LINCOLN ASSOCIATES & CONSTRUCTION, INC., and Guarantee Insurance Company, Petitioners, v. WENTWORTH CONSTRUCTION COMPANY, INC., and Summit Holdings-Claims Center and Jose Armando Mejia, Respondents.
Petitioners, Lincoln Associates and Construction Company, Inc. and Guarantee Insurance Company (Lincoln/Guarantee), challenge the Judge of Compensation Claims' (JCC's) denial of their motion to disqualify the law firm representing Wentworth Construction Company and Summit Holdings-Claims Center (Wentworth/Summit). Because Miller, Kagan, Rodriguez & Silver, P.L. (Miller Kagan) undertook concurrent representation of Wentworth/Summit and Guarantee in the same action, the JCC erred in denying the motion to disqualify.
The claimant filed petitions for benefits against both Lincoln/Guarantee and Wentworth/Summit. Lincoln/Guarantee denied responsibility for the accident, alleging Claimant was a borrowed servant of Wentworth. Wentworth/Summit Holdings alleged Claimant was an employee of Lincoln.

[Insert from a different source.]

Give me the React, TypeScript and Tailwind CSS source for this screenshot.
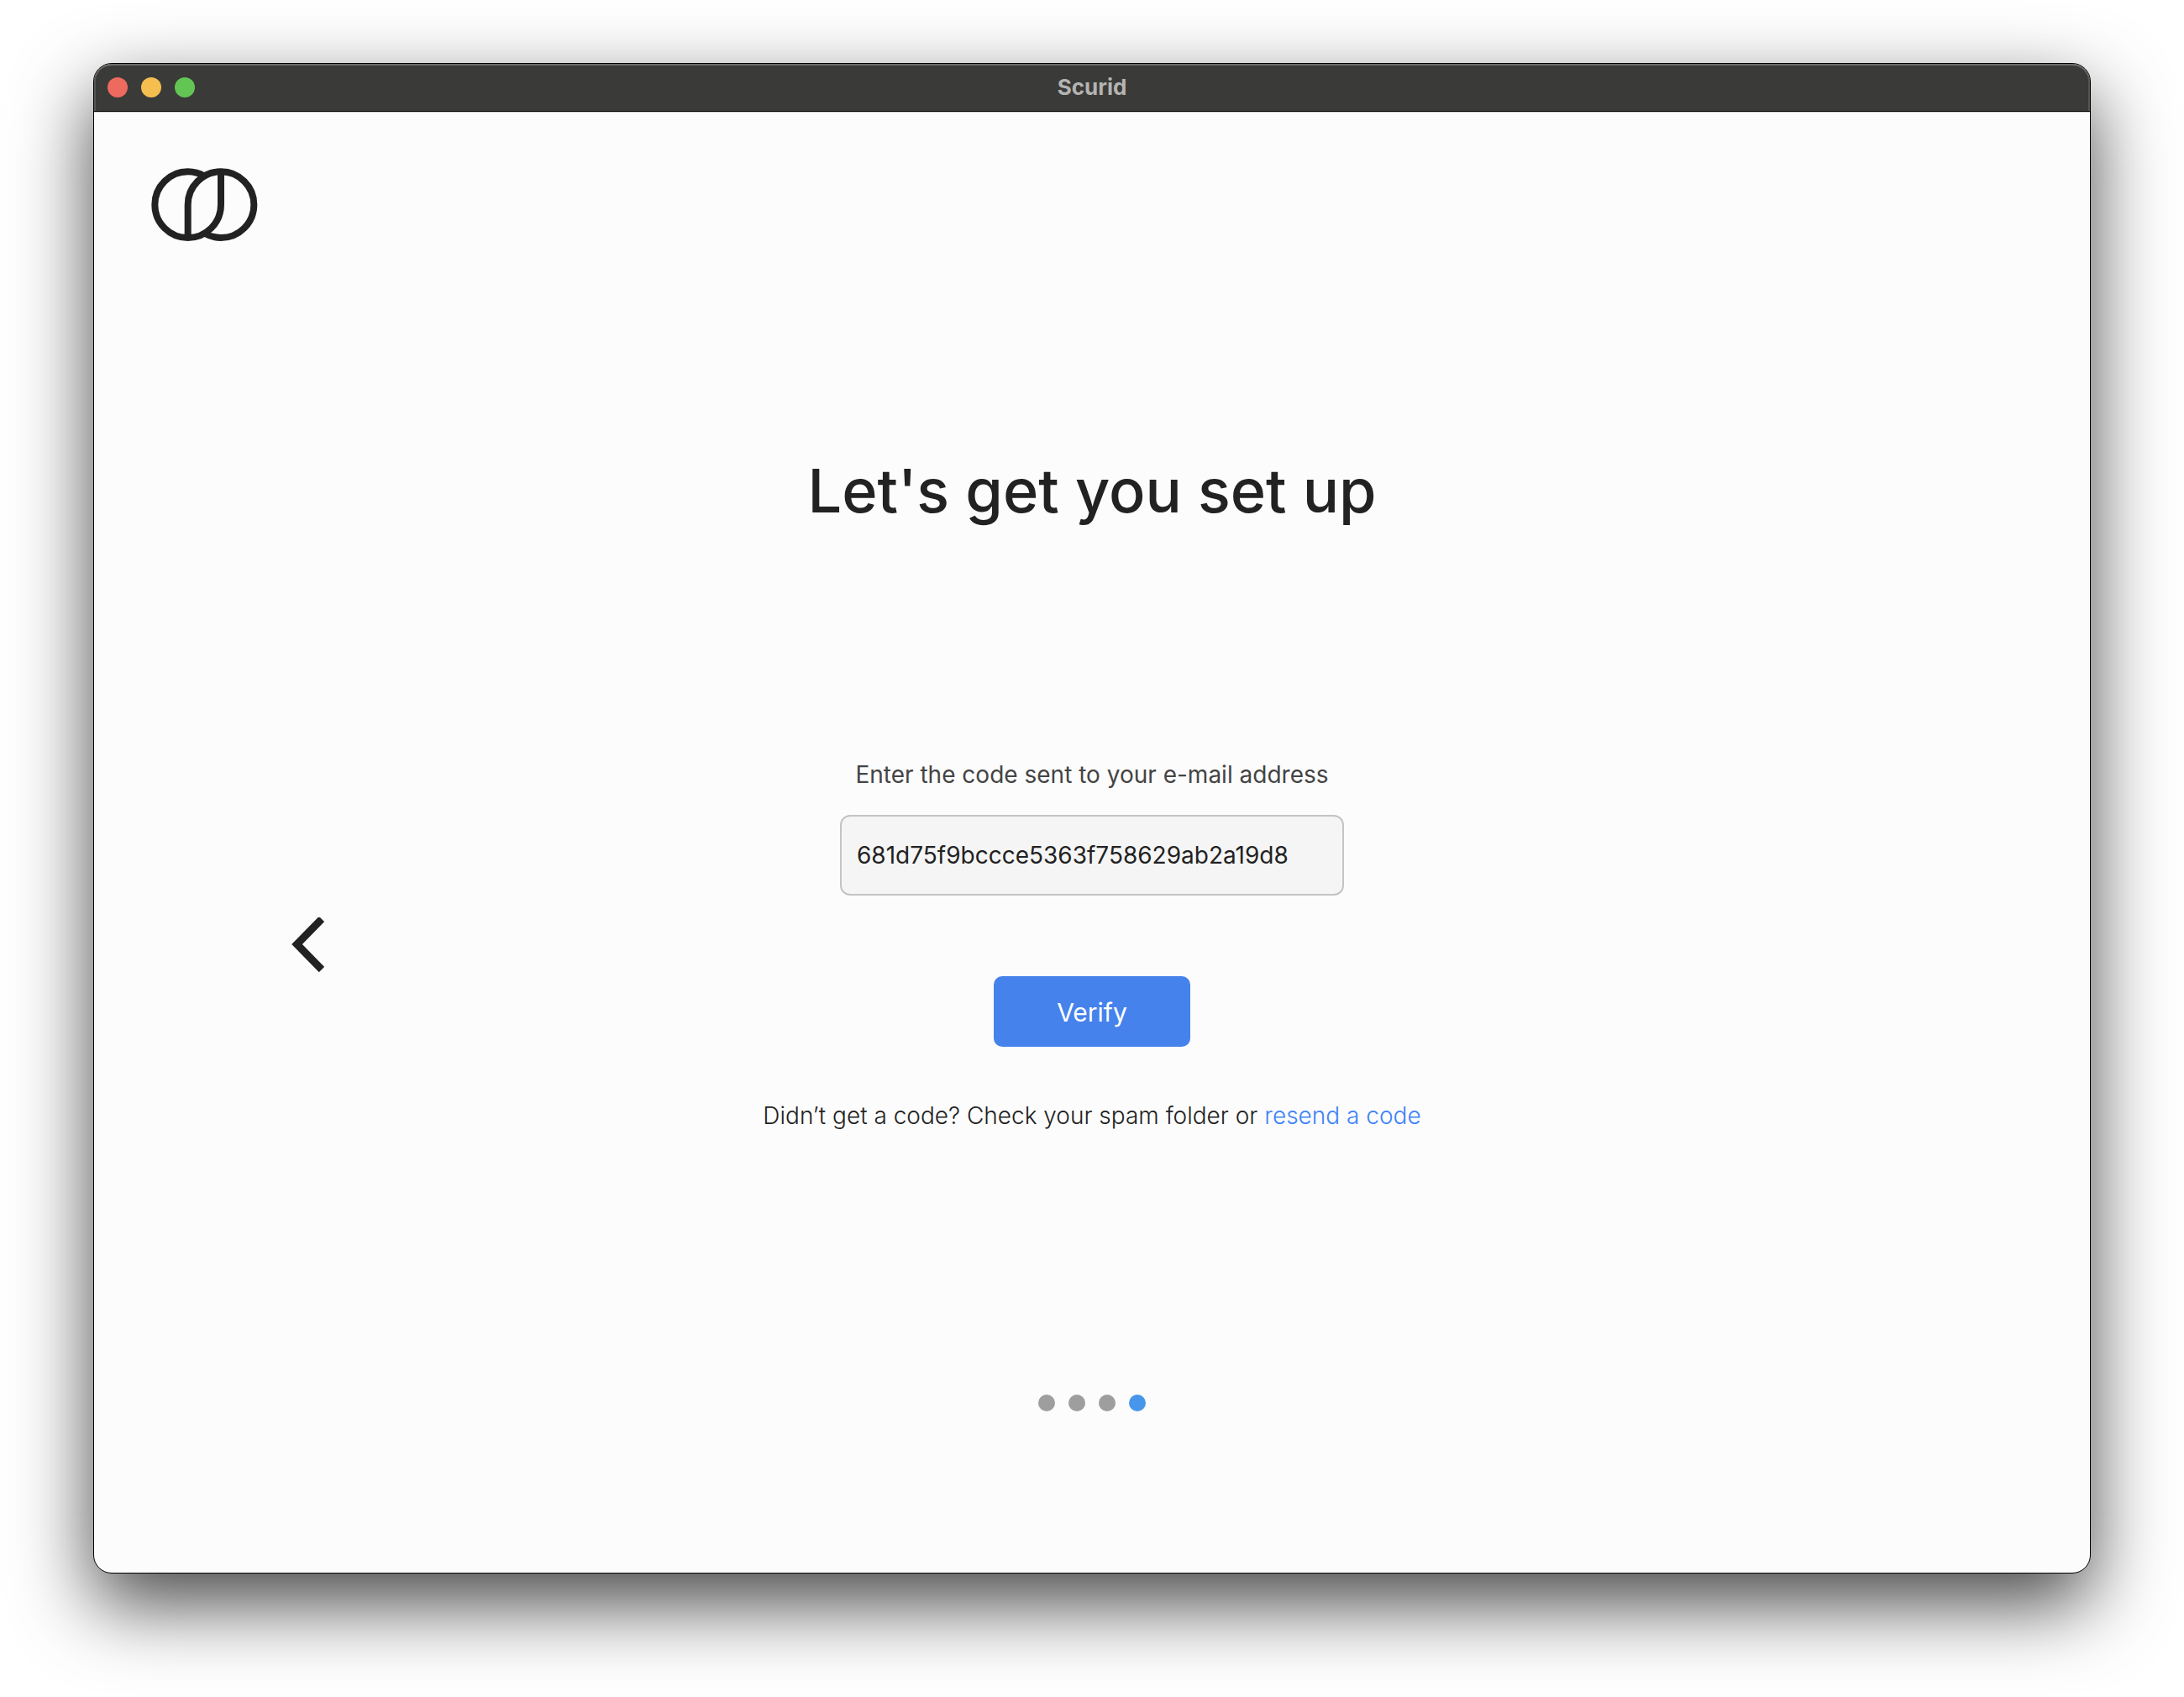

Approximately two months before the final hearing, Guarantee retained Miller Kagan's Special Investigation Unit/Fraud Investigation Unit to participate in an audit of Lincoln to determine whether the claimant was listed in Lincoln's payroll submissions and to locate the owner of Lincoln. When the attorney representing Lincoln/Guarantee learned of Miller Kagan's representation of Guarantee, he filed a motion to disqualify Miller Kagan as counsel for Wentworth/Summit in this matter. The JCC denied the motion, finding there was no material conflict.

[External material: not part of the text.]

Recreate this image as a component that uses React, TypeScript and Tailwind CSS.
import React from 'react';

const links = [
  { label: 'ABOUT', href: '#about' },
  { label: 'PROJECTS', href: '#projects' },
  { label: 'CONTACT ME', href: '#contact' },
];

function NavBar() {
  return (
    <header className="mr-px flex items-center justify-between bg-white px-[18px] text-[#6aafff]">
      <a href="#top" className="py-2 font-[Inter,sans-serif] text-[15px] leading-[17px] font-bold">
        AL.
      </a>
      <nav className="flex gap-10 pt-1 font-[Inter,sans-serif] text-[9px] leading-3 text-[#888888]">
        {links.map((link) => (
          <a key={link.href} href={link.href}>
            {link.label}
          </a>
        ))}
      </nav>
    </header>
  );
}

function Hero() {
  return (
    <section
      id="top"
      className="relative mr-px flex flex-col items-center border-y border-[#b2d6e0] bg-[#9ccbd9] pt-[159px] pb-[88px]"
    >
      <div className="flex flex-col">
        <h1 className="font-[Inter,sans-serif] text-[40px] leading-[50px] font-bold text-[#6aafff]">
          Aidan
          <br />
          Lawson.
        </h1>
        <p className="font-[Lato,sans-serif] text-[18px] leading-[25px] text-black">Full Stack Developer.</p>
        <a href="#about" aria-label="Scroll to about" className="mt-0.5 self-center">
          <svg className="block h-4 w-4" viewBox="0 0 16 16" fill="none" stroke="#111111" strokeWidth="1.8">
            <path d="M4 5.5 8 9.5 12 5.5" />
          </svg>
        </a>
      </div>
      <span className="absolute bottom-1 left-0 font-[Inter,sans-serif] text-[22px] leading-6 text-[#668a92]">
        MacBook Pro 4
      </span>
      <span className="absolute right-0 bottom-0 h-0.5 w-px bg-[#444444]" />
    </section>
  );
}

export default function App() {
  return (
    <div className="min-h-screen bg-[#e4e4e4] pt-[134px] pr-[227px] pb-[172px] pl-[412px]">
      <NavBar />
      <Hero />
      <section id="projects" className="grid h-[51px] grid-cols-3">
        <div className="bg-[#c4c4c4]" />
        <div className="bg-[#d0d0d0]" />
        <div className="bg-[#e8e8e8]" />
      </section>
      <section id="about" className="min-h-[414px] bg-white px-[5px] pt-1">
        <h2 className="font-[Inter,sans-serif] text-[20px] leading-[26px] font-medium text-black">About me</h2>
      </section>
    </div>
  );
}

Rule Regulating the Florida Bar 4-1.7 forbids a lawyer from representing two clients in the same matter unless the lawyer reasonably believes the representation will not adversely affect the responsibilities to each client and each client consents in writing or on the record. To disqualify a law firm from concurrently representing a party whose interests are adverse, a client need only show that an attorney/client relationship exists. See Univ. of Miami v. Dansky, 622 So.2d 613, 614 (Fla. 1st DCA 1993). The concurrent representation of two parties in the same action gives “rise to an irrefutable presumption that confidences [are] disclosed during the course of that relationship.” Id. (citing Junger Util. & Paving Co. v. Myers, 578 So.2d 1117, 1119 (Fla. 1st DCA 1989)). Miller Kagan conceded at oral argument that it represented Guarantee and Wentworth/Summit at the same time.

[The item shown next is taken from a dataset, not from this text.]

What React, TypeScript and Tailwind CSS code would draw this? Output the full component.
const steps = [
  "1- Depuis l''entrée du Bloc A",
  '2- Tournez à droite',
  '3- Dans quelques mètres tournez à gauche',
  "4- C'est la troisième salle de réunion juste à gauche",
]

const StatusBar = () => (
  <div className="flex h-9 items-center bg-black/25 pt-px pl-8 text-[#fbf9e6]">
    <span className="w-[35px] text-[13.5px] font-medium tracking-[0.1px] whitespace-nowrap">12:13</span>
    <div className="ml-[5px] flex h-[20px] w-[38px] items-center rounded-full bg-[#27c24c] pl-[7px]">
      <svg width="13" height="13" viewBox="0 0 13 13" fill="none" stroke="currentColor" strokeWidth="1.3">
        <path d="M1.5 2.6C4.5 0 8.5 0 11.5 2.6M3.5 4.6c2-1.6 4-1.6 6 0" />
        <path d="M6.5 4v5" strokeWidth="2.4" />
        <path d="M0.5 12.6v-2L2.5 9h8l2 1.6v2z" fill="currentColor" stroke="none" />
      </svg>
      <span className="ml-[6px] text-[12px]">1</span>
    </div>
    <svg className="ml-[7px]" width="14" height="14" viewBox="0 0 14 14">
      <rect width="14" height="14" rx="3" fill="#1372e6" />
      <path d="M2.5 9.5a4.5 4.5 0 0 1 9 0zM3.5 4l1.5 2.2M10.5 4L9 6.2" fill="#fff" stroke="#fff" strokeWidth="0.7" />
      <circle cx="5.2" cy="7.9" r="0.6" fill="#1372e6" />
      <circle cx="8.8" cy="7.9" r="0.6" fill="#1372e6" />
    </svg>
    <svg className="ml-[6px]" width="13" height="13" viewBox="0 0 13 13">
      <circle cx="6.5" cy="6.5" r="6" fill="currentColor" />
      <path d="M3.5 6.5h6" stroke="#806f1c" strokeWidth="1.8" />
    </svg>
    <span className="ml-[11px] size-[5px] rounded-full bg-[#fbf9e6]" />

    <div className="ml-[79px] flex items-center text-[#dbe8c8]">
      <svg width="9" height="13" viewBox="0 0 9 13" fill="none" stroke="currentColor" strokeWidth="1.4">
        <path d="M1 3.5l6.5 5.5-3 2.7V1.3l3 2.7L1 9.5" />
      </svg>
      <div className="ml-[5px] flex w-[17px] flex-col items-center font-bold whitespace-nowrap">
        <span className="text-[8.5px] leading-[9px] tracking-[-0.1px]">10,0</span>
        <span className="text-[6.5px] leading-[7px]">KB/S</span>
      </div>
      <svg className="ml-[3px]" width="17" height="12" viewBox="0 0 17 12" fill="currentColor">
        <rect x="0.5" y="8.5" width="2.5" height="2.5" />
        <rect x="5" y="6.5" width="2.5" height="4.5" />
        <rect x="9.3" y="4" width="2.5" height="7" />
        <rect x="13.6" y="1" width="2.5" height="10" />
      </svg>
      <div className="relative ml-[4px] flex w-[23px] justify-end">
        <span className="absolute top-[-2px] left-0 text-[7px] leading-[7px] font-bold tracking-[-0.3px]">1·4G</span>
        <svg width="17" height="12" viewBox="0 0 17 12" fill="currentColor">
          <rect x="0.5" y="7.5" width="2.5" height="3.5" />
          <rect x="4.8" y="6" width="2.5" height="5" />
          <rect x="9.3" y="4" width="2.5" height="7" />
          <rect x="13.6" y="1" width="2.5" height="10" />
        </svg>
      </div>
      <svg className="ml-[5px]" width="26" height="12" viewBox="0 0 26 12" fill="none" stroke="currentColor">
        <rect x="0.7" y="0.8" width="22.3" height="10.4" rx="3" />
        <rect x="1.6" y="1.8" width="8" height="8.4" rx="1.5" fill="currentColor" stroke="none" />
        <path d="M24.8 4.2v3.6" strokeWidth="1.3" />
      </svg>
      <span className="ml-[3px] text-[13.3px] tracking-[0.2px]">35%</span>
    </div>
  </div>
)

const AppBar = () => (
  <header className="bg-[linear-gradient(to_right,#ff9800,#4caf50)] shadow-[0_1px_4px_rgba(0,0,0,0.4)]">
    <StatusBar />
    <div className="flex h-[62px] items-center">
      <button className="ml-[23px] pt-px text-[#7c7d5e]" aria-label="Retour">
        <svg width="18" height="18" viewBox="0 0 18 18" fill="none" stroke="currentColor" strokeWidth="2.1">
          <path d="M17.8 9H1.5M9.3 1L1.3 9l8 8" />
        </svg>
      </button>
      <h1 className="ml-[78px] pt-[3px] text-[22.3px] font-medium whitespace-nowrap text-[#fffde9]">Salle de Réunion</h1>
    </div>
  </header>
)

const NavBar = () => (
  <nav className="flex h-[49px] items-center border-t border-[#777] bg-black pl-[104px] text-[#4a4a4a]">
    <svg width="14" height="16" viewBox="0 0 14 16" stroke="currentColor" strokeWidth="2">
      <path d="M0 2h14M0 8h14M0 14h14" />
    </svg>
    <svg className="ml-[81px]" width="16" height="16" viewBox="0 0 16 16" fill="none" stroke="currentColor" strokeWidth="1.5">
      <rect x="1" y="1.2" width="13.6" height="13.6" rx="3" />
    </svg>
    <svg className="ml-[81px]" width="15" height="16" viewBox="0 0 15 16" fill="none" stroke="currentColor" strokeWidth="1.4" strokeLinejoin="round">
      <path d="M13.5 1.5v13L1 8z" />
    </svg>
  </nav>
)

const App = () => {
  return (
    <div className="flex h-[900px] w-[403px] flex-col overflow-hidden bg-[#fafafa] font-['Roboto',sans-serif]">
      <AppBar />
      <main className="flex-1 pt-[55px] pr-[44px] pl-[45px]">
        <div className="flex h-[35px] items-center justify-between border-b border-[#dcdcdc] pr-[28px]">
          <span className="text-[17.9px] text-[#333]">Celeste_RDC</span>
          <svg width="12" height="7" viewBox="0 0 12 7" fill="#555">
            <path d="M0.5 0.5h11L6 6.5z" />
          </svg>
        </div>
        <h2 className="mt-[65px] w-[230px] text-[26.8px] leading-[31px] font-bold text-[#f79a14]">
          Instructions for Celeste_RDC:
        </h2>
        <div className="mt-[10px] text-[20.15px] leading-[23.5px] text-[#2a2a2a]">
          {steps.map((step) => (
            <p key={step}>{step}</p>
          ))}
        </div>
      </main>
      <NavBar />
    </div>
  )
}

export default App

Here, the JCC erred in finding that the conflict had to be material. Rule 4-1.7 leaves no room for a “materiality” analysis. When Miller Kagan failed to prove it had the written consent from each client, and failed to prove that the representation of both clients would not adversely affect the responsibilities to each client, the JCC should have granted the motion to disqualify. As explained by the Fifth District Court of Appeal, rule 4-1.7 is
based on the ethical-concept requirement that a lawyer should act with undivided loyalty for his client and not place himself or herself in a position where a conflicting interest may affect the obligations of an ongoing professional relationship․ Such unseemly conduct, if permitted, would further erode the public's regard for the legal profession.
Harvey E. Morse, P.A. v. Clark, 890 So.2d 496, 498 (Fla. 5th DCA 2004).
Based on the foregoing, we GRANT the petition for writ of certiorari and QUASH the JCC's order denying Petitioner's motion to disqualify. Accordingly, the JCC's order denying the motion for disqualification is hereby vacated, and the cause is remanded for further proceedings.
KAHN, BENTON, and THOMAS, JJ., concur.